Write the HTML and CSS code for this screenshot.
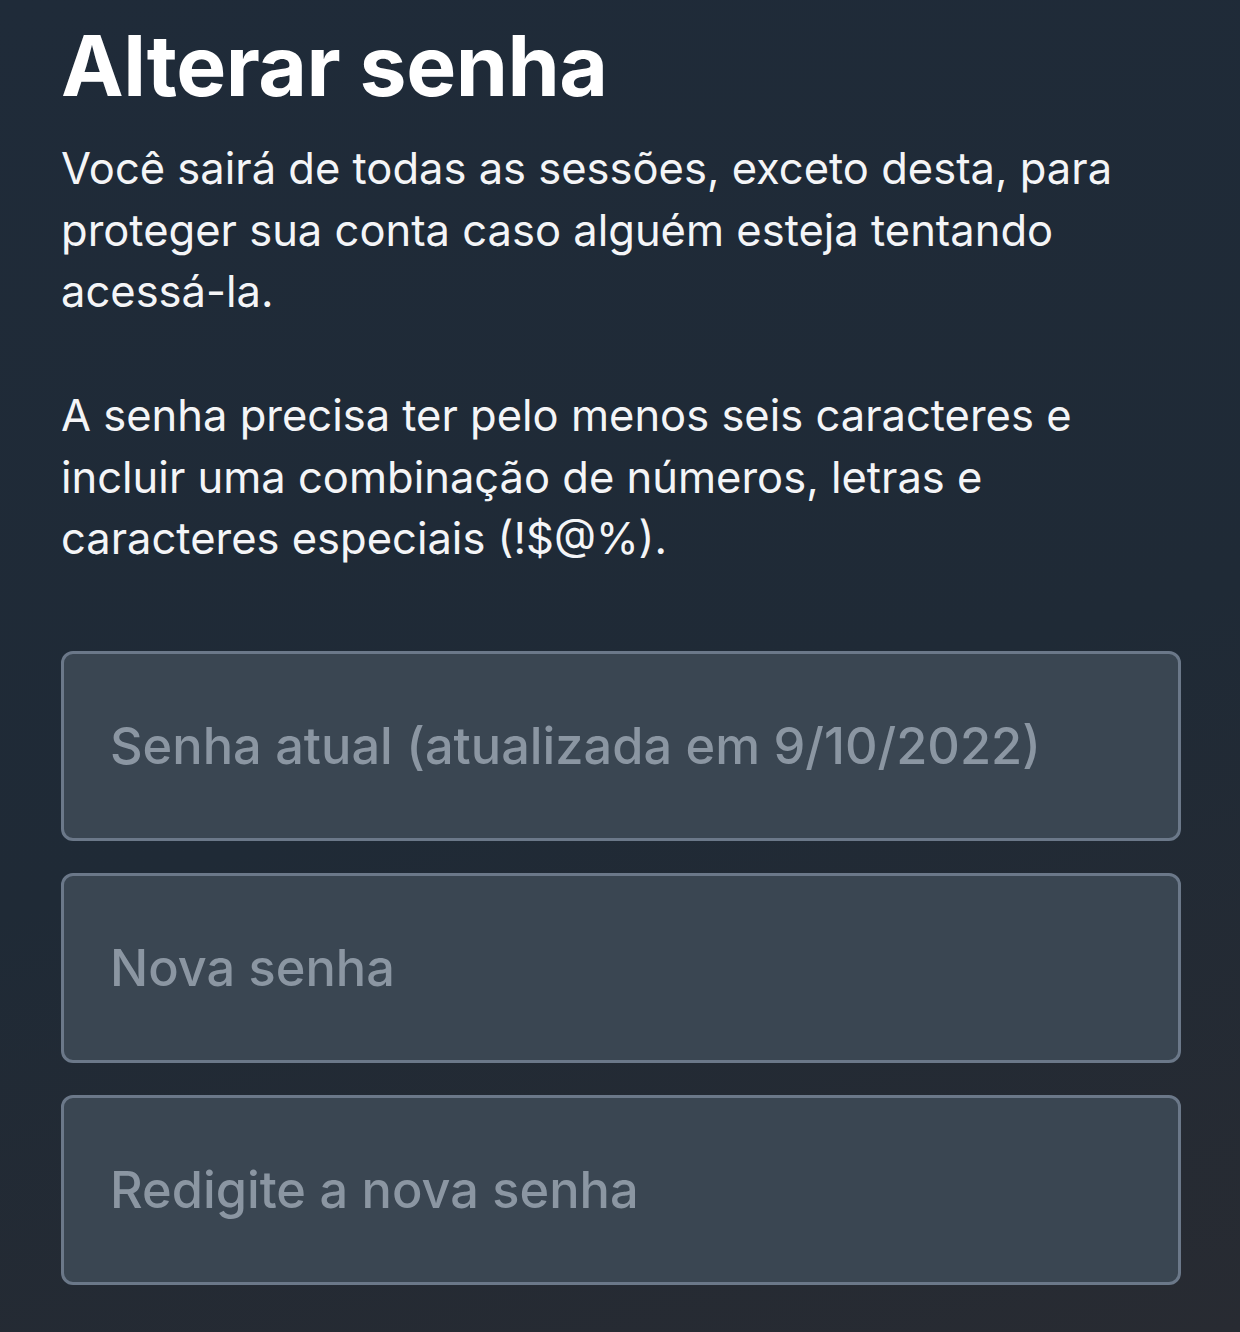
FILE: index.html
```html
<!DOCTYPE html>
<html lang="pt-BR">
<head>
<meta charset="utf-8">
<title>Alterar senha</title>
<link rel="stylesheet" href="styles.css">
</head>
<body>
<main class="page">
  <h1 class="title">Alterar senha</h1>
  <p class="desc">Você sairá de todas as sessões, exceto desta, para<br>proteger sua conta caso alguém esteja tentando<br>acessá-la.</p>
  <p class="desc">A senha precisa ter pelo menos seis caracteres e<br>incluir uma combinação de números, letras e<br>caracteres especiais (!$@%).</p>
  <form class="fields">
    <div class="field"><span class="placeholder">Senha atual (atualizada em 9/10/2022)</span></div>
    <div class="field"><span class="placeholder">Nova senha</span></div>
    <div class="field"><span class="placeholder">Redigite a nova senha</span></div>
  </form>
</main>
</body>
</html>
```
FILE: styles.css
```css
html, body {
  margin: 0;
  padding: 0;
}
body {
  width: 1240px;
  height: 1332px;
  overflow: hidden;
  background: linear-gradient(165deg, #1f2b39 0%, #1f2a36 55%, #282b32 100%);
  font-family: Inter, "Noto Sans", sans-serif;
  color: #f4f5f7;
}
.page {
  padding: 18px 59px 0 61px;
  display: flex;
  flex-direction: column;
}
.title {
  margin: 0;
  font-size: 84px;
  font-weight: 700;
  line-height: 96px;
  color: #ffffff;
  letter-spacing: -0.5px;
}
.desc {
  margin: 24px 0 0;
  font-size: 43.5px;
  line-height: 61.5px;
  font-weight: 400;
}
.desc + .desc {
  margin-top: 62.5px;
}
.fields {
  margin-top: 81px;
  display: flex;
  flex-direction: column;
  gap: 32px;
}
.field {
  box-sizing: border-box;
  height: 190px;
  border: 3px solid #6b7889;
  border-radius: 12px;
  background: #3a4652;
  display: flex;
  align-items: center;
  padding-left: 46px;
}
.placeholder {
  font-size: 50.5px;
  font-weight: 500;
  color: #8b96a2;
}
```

——

— WHAT YOU SHOULD DO —
Write out again every line above exactly as given; the pictures do not belong in the copy.

— THE RESPONSE —
Write the HTML and CSS code for this screenshot.
FILE: index.html
```html
<!DOCTYPE html>
<html lang="pt-BR">
<head>
<meta charset="utf-8">
<title>Alterar senha</title>
<link rel="stylesheet" href="styles.css">
</head>
<body>
<main class="page">
  <h1 class="title">Alterar senha</h1>
  <p class="desc">Você sairá de todas as sessões, exceto desta, para<br>proteger sua conta caso alguém esteja tentando<br>acessá-la.</p>
  <p class="desc">A senha precisa ter pelo menos seis caracteres e<br>incluir uma combinação de números, letras e<br>caracteres especiais (!$@%).</p>
  <form class="fields">
    <div class="field"><span class="placeholder">Senha atual (atualizada em 9/10/2022)</span></div>
    <div class="field"><span class="placeholder">Nova senha</span></div>
    <div class="field"><span class="placeholder">Redigite a nova senha</span></div>
  </form>
</main>
</body>
</html>
```
FILE: styles.css
```css
html, body {
  margin: 0;
  padding: 0;
}
body {
  width: 1240px;
  height: 1332px;
  overflow: hidden;
  background: linear-gradient(165deg, #1f2b39 0%, #1f2a36 55%, #282b32 100%);
  font-family: Inter, "Noto Sans", sans-serif;
  color: #f4f5f7;
}
.page {
  padding: 18px 59px 0 61px;
  display: flex;
  flex-direction: column;
}
.title {
  margin: 0;
  font-size: 84px;
  font-weight: 700;
  line-height: 96px;
  color: #ffffff;
  letter-spacing: -0.5px;
}
.desc {
  margin: 24px 0 0;
  font-size: 43.5px;
  line-height: 61.5px;
  font-weight: 400;
}
.desc + .desc {
  margin-top: 62.5px;
}
.fields {
  margin-top: 81px;
  display: flex;
  flex-direction: column;
  gap: 32px;
}
.field {
  box-sizing: border-box;
  height: 190px;
  border: 3px solid #6b7889;
  border-radius: 12px;
  background: #3a4652;
  display: flex;
  align-items: center;
  padding-left: 46px;
}
.placeholder {
  font-size: 50.5px;
  font-weight: 500;
  color: #8b96a2;
}
```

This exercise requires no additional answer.